As for your remarks on Leviticus, they seem to fit very nicely with what I had said earlier, and so I don't see how they support your views as against mine. But possibly I'm just being dense here.
Dave2,
It doesn’t look like we’ll get anywhere on grammatical grounds. How about this? Locke allows that society has the right to administer ‘penalties of death’. Now I grant you that he is referring to society, and not the individual, here, but how does this societal right square with your reading of our favorite little sentence. Does Locke allow you to go to war or put your life at risk defending your property? Why? Your understanding seems to require a lot more work than mine.
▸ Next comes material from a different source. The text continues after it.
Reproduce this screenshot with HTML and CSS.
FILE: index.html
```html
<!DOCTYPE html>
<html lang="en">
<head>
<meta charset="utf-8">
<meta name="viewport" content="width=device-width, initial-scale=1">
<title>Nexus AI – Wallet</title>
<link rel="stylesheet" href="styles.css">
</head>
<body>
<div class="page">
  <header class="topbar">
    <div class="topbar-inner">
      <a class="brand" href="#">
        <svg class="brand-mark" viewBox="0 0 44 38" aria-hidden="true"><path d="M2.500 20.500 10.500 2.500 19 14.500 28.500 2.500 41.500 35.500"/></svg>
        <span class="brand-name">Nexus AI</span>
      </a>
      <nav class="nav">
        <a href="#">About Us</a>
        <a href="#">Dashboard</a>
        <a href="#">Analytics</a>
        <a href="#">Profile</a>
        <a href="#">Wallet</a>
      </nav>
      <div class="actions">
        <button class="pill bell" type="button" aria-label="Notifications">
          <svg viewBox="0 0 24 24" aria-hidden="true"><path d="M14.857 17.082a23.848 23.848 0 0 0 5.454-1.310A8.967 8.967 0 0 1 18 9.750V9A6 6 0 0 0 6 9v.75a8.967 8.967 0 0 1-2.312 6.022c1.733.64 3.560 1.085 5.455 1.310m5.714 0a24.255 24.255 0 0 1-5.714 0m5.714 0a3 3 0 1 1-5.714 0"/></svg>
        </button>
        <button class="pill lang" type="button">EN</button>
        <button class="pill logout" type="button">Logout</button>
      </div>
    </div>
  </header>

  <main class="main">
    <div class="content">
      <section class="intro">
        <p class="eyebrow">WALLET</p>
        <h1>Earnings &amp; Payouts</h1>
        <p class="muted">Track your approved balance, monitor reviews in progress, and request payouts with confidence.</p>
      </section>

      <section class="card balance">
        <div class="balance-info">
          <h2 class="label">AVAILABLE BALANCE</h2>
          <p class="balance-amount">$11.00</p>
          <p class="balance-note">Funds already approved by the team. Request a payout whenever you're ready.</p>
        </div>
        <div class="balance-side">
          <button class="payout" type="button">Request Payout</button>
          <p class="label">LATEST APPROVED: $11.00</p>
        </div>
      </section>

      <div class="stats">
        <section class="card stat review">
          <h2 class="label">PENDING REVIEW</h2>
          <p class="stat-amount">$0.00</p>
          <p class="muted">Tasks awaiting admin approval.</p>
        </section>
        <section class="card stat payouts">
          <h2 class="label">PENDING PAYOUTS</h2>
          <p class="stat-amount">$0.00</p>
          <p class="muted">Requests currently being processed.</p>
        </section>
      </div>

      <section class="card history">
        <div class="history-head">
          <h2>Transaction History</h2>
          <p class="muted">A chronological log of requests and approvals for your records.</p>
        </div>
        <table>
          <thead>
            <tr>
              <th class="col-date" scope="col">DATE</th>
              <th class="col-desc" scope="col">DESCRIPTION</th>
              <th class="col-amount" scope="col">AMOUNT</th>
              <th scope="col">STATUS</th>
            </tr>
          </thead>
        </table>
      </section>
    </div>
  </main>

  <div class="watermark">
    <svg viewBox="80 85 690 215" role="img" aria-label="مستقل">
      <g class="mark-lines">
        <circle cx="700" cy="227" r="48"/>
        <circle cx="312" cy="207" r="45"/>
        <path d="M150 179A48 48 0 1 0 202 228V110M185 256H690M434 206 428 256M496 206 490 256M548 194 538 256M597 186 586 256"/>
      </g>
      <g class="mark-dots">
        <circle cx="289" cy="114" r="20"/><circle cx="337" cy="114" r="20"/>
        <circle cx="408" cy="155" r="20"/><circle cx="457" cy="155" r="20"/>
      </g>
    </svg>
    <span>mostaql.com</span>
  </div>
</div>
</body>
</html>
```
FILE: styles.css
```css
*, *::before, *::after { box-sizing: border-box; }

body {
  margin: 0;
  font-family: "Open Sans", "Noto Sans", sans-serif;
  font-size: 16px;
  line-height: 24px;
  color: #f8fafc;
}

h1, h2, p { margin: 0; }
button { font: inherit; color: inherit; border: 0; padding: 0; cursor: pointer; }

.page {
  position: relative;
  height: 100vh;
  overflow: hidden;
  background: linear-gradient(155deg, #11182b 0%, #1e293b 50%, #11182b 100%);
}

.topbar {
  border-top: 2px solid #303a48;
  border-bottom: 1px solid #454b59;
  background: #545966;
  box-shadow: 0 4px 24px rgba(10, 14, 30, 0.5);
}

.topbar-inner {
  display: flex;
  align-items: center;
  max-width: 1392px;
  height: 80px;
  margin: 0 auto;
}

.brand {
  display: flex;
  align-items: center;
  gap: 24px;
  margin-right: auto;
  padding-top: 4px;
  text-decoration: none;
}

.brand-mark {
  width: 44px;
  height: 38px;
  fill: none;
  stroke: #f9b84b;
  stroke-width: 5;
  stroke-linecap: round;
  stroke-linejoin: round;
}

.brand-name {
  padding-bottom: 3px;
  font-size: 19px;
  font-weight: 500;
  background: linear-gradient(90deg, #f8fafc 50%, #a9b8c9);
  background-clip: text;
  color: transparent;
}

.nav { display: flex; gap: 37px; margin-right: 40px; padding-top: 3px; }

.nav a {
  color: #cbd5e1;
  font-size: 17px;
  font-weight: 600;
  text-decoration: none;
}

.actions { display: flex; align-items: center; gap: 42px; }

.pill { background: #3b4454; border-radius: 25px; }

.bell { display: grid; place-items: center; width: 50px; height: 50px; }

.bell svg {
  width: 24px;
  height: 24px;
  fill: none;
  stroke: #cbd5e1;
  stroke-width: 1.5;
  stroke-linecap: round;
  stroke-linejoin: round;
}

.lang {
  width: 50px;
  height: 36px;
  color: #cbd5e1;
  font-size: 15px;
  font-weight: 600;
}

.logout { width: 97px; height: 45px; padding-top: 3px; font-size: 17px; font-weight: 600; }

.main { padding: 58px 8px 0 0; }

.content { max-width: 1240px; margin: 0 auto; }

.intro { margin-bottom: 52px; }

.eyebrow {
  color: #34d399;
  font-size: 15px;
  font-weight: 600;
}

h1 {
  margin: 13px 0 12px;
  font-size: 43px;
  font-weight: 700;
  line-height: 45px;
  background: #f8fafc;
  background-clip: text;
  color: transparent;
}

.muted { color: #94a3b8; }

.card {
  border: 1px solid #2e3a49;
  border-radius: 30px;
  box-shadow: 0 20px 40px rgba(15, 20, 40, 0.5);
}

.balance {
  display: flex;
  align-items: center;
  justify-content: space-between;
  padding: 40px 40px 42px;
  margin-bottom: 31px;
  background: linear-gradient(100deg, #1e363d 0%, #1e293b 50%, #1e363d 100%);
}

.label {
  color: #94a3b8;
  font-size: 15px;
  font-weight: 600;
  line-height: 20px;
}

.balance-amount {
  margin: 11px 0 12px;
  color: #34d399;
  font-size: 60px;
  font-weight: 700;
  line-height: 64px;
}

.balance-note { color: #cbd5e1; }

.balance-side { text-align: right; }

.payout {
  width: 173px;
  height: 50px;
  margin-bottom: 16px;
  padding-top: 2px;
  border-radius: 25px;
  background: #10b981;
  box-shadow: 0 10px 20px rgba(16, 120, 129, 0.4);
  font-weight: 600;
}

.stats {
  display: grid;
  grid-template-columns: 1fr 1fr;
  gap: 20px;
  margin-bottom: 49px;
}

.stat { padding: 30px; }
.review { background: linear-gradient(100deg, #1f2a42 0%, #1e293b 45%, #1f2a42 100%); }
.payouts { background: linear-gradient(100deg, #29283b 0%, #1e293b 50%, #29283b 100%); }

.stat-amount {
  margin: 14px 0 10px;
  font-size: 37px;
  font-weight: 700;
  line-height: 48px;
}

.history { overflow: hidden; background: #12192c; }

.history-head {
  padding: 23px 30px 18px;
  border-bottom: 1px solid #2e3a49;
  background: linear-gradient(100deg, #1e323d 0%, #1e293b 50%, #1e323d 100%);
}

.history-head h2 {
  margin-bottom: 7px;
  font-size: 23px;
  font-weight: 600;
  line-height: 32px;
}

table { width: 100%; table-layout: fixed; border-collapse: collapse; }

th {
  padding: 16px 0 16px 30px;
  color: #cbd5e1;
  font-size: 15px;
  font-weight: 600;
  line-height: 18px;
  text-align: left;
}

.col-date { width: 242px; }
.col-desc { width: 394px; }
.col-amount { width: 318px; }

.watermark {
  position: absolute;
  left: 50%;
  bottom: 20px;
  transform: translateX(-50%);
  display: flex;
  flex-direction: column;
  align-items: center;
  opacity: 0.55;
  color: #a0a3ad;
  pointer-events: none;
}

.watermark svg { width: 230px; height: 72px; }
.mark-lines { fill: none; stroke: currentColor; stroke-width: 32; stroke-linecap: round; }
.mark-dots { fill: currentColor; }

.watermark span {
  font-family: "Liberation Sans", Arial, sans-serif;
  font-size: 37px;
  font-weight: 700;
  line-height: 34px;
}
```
As for Leviticus, are you really only seeing a series of random divine commands with no foundation on any lasting principles? Or are you just arguing their applicability to all mankind? Tattoos made to false gods are a form of spiritual ‘cheating’ on God. Fruit trees (v23) are a working out of the primacy of the relationship between man and God. (When we give to God the first-best offerings, we are both remembering the source of our prosperity and showing that we are committed to that relationship before any other.)
Perhaps natural law is limited in its ability to draw out these relational notions, but they are universal nonetheless.